1. What is Ligon’s philosophy in his profession? What is he trying to communicate through his artwork?
Ligon has said of his work that he wants to "make language into a physical thing, something that has real weight and force to it." His bodies of text-based paintings describe or quote writings and speeches of influential and diverse persons. He explores American history, literature, and society to express questions of identity, race, and history. His work seeks to give a realistic and intimate look at life. Even while addressing slavery in his runaway slave prints, he mentioned personal attributes about the person in the artwork such as height and sexual orientation. His work seems to describe and bring conversation rather than preach.

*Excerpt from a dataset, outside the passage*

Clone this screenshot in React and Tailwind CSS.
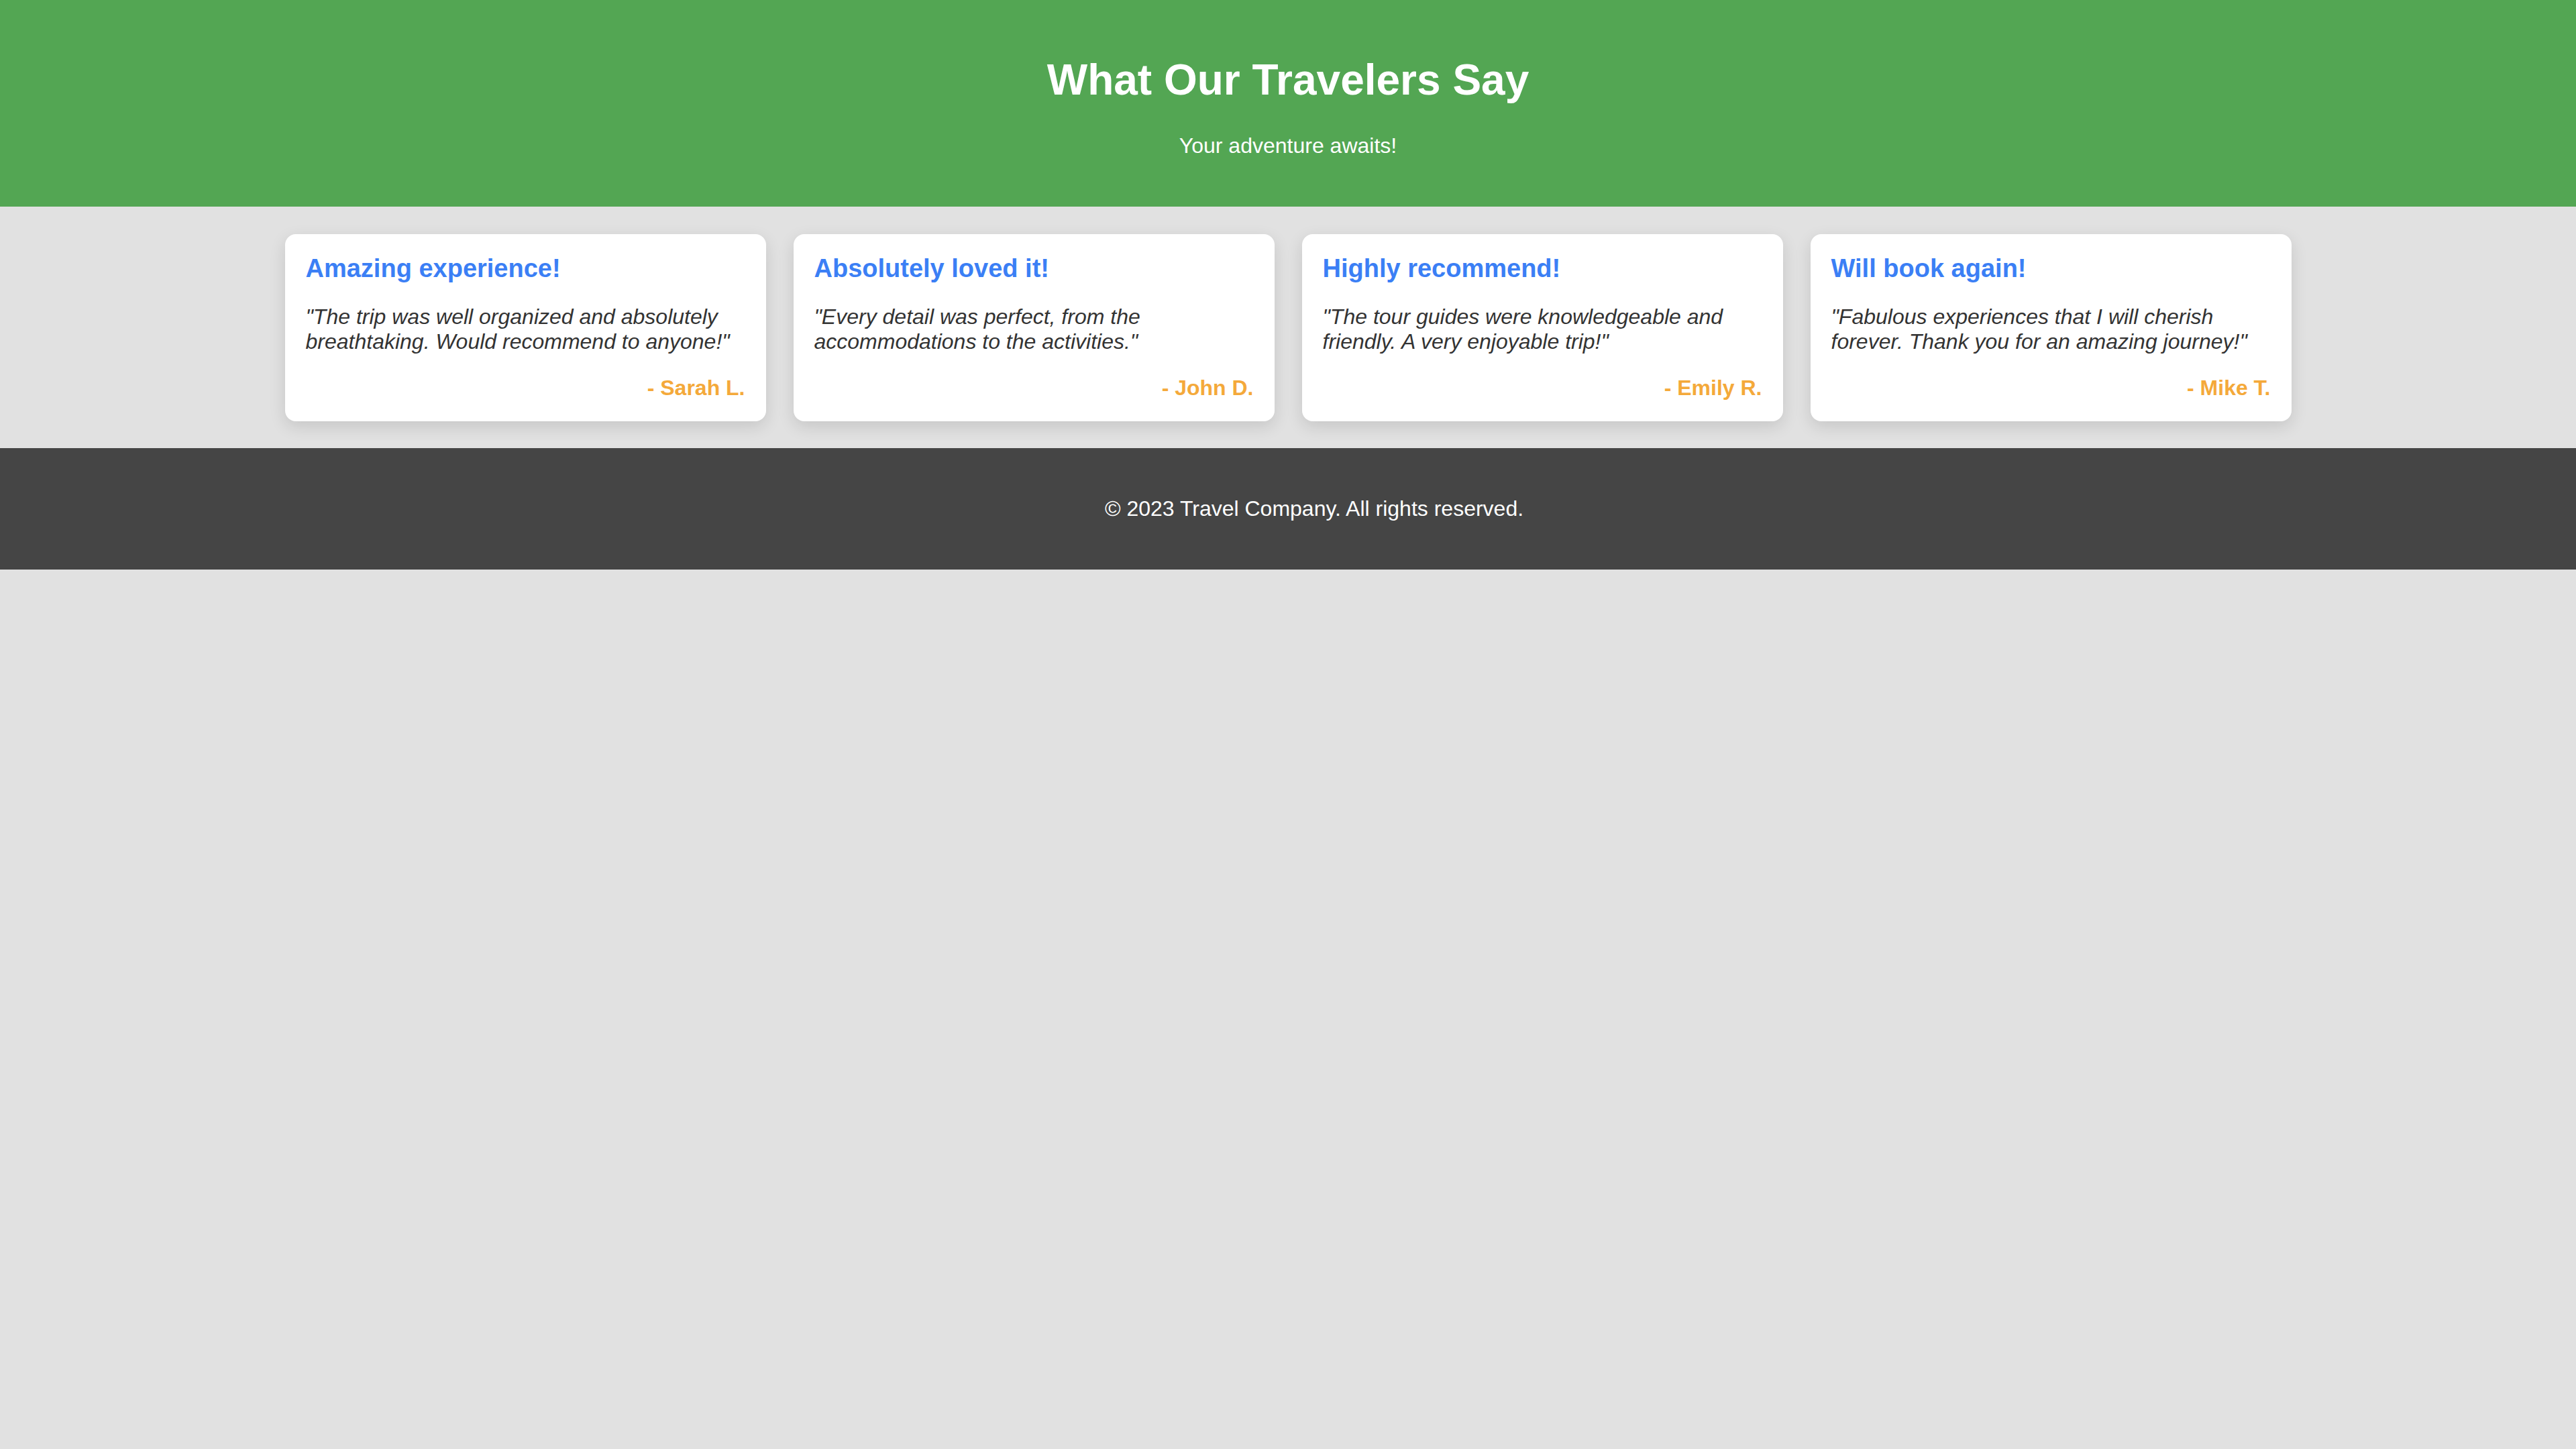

2. How does Ligon’s work differ from other artists?
Although Ligon's pieces include sculptures, prints, drawings, mixed media and even neon signs, they are dominated by large, text-based paintings with repeated phrases that fade out. He frequently uses evocative text and quotations from culturally charged and historical relevant material, both as a source of imagery and a statement.
3. What are your own personal feelings about this artist’s work?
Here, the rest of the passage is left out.